Red Hook Trolley tracks
Red Hook Trolley
Red Hook Trolley
We ended the exploration at Brooklyn Waterfront Artists Coalition, which boasts several young and new artists. Some of the works are amazing. The downfall with this is that it’s a melee of work, somewhat unorganized and unthemed. But still, plenty of amazing works to be seen.
Jill Ziccardi’s Chick (2012)
John Sample’s Roll ‘Em (in collaboration with Davide White)
Matt Nahoum’s Water Falls
Red Hook is much like a small community of thriving art, gardens, waterfronts, and seaside escape. It’s a strange place caught in time, slowly decaying under the thriving city life across the river. Would it boom once more? It’s hard to know. But it’s an interesting place to visit and explore. Just remember to bring sunblock and bug spray, since you’ll pass various patches of dead water and barb wired fences.

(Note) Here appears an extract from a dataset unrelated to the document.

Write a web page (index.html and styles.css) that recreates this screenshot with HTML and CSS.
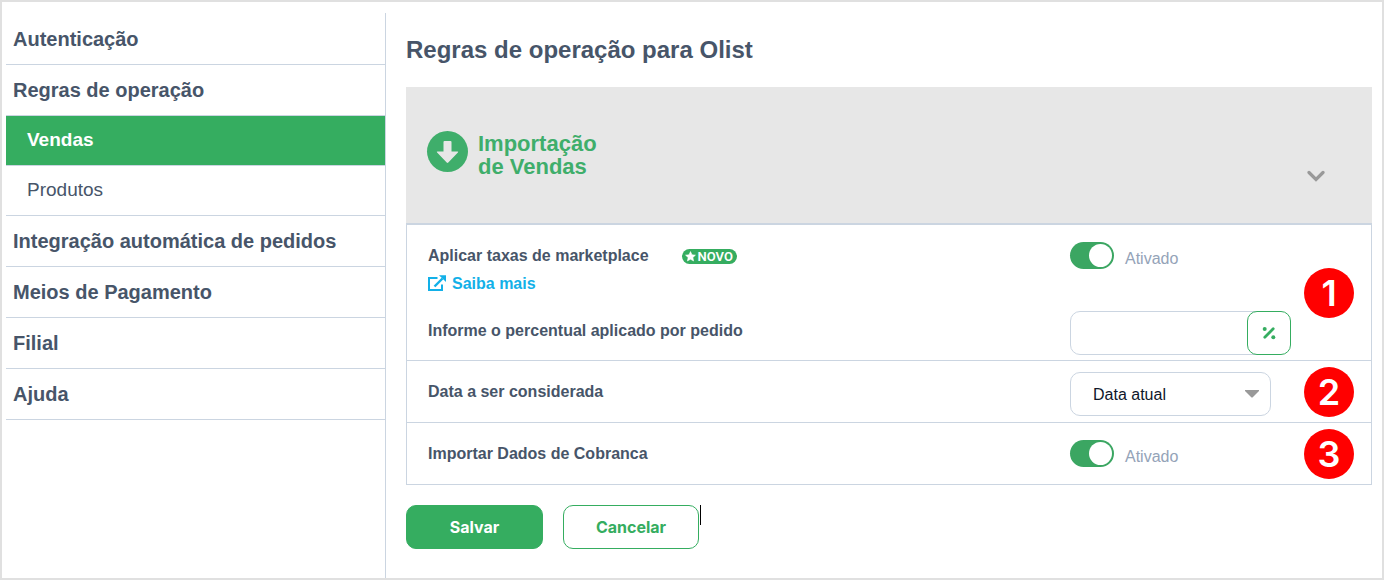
FILE: index.html
```html
<!DOCTYPE html>
<html lang="pt-BR">
<head>
<meta charset="utf-8">
<title>Regras de operação para Olist</title>
<link rel="stylesheet" href="styles.css">
</head>
<body>
<div class="page">
  <nav class="sidebar" aria-label="Configurações">
    <a class="menu-item" href="#">Autenticação</a>
    <a class="menu-item" href="#">Regras de operação</a>
    <a class="menu-sub active" href="#" aria-current="page">Vendas</a>
    <a class="menu-sub" href="#">Produtos</a>
    <a class="menu-item" href="#">Integração automática de pedidos</a>
    <a class="menu-item" href="#">Meios de Pagamento</a>
    <a class="menu-item" href="#">Filial</a>
    <a class="menu-item" href="#">Ajuda</a>
  </nav>

  <main class="content">
    <h1 class="title">Regras de operação para Olist</h1>

    <section class="panel">
      <header class="panel-head">
        <svg class="panel-icon" viewBox="0 0 42 42" aria-hidden="true">
          <circle cx="21.500" cy="21.500" r="20.500" fill="#3fae6b"/>
          <path d="M18.500 11h6q1 0 1 1V21.500h6q1.300 0 .4 1L22.300 32.500q-.8.800-1.600 0L11.100 22.500q-.9-1 .4-1h6v-9.500q0-1 1-1z" fill="#e7e7e7"/>
        </svg>
        <h2 class="panel-title">Importação<br>de Vendas</h2>
        <button class="collapse" type="button" aria-label="Recolher">
          <svg viewBox="0 0 18 12" width="18" height="12" aria-hidden="true"><path d="M2 2.500l7 7 7-7" fill="none" stroke="#999" stroke-width="3.200" stroke-linecap="round"/></svg>
        </button>
      </header>

      <div class="row">
        <div class="fields">
          <div class="label-group">
            <div class="label-line">
              <label class="label" for="taxas">Aplicar taxas de marketplace</label>
              <span class="tag">
                <svg viewBox="0 0 12 12" width="11" height="11" aria-hidden="true"><path d="M6 .6l1.600 3.500 3.800.4-2.800 2.600.8 3.800L6 9l-3.400 1.900.8-3.800L.6 4.500l3.800-.4z" fill="#fff" stroke="#fff" stroke-width=".6" stroke-linejoin="round"/></svg>
                NOVO
              </span>
            </div>
            <a class="more" href="#">
              <svg viewBox="0 0 18 18" width="18" height="18" aria-hidden="true"><path d="M9.500 3H1v12h13V9.500" fill="none" stroke="#12b0e8" stroke-width="2"/><path d="M6.500 11.500L14.500 3.500" fill="none" stroke="#12b0e8" stroke-width="2.400"/><path d="M11 .3h7v6.600z" fill="#12b0e8"/></svg>
              Saiba mais
            </a>
          </div>
          <div class="control switch-line">
            <input class="switch" type="checkbox" id="taxas" checked>
            <span class="state">Ativado</span>
          </div>
          <label class="label percent-label" for="percentual">Informe o percentual aplicado por pedido</label>
          <div class="control percent">
            <input class="text-input" type="text" id="percentual">
            <button class="unit" type="button" aria-label="Percentual">
              <svg viewBox="0 0 14 14" width="14" height="14" aria-hidden="true"><path d="M2.800 11.200l8.400-8.400" stroke="#35ad60" stroke-width="2.800" stroke-linecap="round"/><circle cx="2.700" cy="2.900" r="2" fill="#35ad60"/><circle cx="11.300" cy="11.200" r="2" fill="#35ad60"/></svg>
            </button>
          </div>
        </div>
        <span class="step">1</span>
      </div>

      <div class="row">
        <div class="fields">
          <label class="label" for="data">Data a ser considerada</label>
          <div class="control select-box">
            <select class="select" id="data"><option>Data atual</option></select>
            <svg class="arrow" viewBox="0 0 14 8" aria-hidden="true"><path d="M0 0h14v1L7.500 7.500h-1L0 1z" fill="#999"/></svg>
          </div>
        </div>
        <span class="step">2</span>
      </div>

      <div class="row">
        <div class="fields">
          <label class="label" for="cobranca">Importar Dados de Cobranca</label>
          <div class="control switch-line">
            <input class="switch" type="checkbox" id="cobranca" checked>
            <span class="state">Ativado</span>
          </div>
        </div>
        <span class="step">3</span>
      </div>
    </section>

    <div class="actions">
      <button class="btn primary" type="button">Salvar</button>
      <button class="btn outline" type="button">Cancelar</button>
      <span class="caret"></span>
    </div>
  </main>
</div>
</body>
</html>
```

FILE: styles.css
```css
*{box-sizing:border-box}
body{margin:0;background:#fff;color:#475569;font-family:"Liberation Sans",Arial,sans-serif;font-size:16px}
h1,h2{margin:0}
svg{display:block;flex:none}
.page{display:flex;min-height:100vh;border:2px solid #e0e0e0;padding:11px 10px 0 4px}

.sidebar{flex:0 0 380px;padding-top:1px;border-right:1px solid #cbd5e1}
.menu-item,.menu-sub{display:flex;align-items:center;border-bottom:1px solid #cbd5e1;color:#475569;text-decoration:none}
.menu-item{height:51px;padding:0 7px;font-size:20px;font-weight:700}
.menu-sub{height:50px;padding:0 21px 2px;font-size:19px}
.menu-sub.active{background:#35ad60;color:#fff;font-weight:700}

.content{flex:1;min-width:0;padding-left:20px}
.title{padding:23px 0 23px;font-size:24px;line-height:28px}

.panel-head{display:flex;align-items:flex-start;padding:43px 47px 0 20px;min-height:138px;background:#e7e7e7;border-bottom:2px solid #cbd5e1}
.panel-icon{width:42px;height:42px}
.panel-title{margin-left:10px;padding-top:2px;color:#3fae6b;font-size:22px;line-height:23px}
.collapse{margin:40px 0 0 auto;padding:0;border:0;background:none}

.row{display:flex;align-items:center;padding:0 17px 0 21px;border:1px solid #cbd5e1;border-top:0;min-height:62px}
.fields{flex:1;display:grid;grid-template-columns:1fr 234px;align-items:center}
.label{font-weight:700;line-height:20px}
.label-group{padding:21px 0 14px}
.label-line{display:flex;align-items:center;gap:33px}
.tag{display:flex;align-items:center;gap:2px;height:15px;padding:0 4px 0 3px;border-radius:8px;background:#35ad60;color:#fff;font:600 13px/15px Roboto,sans-serif}
.more{display:inline-flex;align-items:center;gap:6px;margin-top:8px;color:#12b0e8;font-weight:700;line-height:20px;text-decoration:none}
.switch-line{display:flex;align-items:center;gap:11px}
.label-group + .switch-line{align-self:start;padding-top:17px}
.switch{appearance:none;display:flex;justify-content:flex-end;align-items:center;width:44px;height:27px;margin:0;padding:2px;border-radius:14px;background:#3ba662}
.switch::before{content:"";width:23px;height:23px;border-radius:50%;background:#fff}
.state{padding-top:7px;color:#94a3b8;line-height:20px}
.percent-label{padding-bottom:10px}
.percent{display:flex;padding-bottom:5px}
.text-input{width:201px;height:44px;padding:0 12px;border:1px solid #cbd5e1;border-radius:10px;font:inherit}
.unit{display:flex;align-items:center;justify-content:center;width:44px;height:44px;margin-left:-24px;padding:0;border:1px solid #35ad60;border-radius:10px;background:#fff}
.select-box{position:relative;width:201px;padding-top:5px}
.select{display:block;appearance:none;width:100%;height:44px;padding:0 22px;border:1px solid #cbd5e1;border-radius:10px;background:#fff;color:#0f172a;font:inherit}
.arrow{position:absolute;top:23px;right:12px;width:14px;height:8px;pointer-events:none}
.step{display:flex;align-items:center;justify-content:center;width:50px;height:50px;border-radius:50%;background:#f00;color:#fff;font:600 36px/50px Inter,sans-serif}

.actions{display:flex;padding:20px 0}
.btn{height:44px;border:1px solid #35ad60;border-radius:10px;font:700 16px Inter,sans-serif}
.primary{width:137px;background:#35ad60;color:#fff}
.outline{width:136px;margin-left:20px;background:#fff;color:#35ad60}
.caret{width:1px;height:20px;margin-left:1px;background:#000}
```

And what a better way to end the day of exploration but eat-ploration at a Genovase restaurant I Tre Merli (I’m prepping my taste palate for my trip to Italy). I found the Genovese-style foccacia too salty for my taste but it’s a healthy amount of bread. The O’ Sole drink, which is limoncello with white wine and fresh lemon juice was much too bitter for me. It tasted like they used a cheap bottle of white wine to infuse this specialty cocktail that was not worth the price. But their spaghetti with clams and white wine sauce was absolutely amazing. The spaghetti is made al dente (slightly firmer than I’m used to) but the sauce had a hint of broth to enhance the clam taste. I still crave for it today. Overall, I would go back just for the clams and maybe try a different appetizer and avoiding drinks, overall.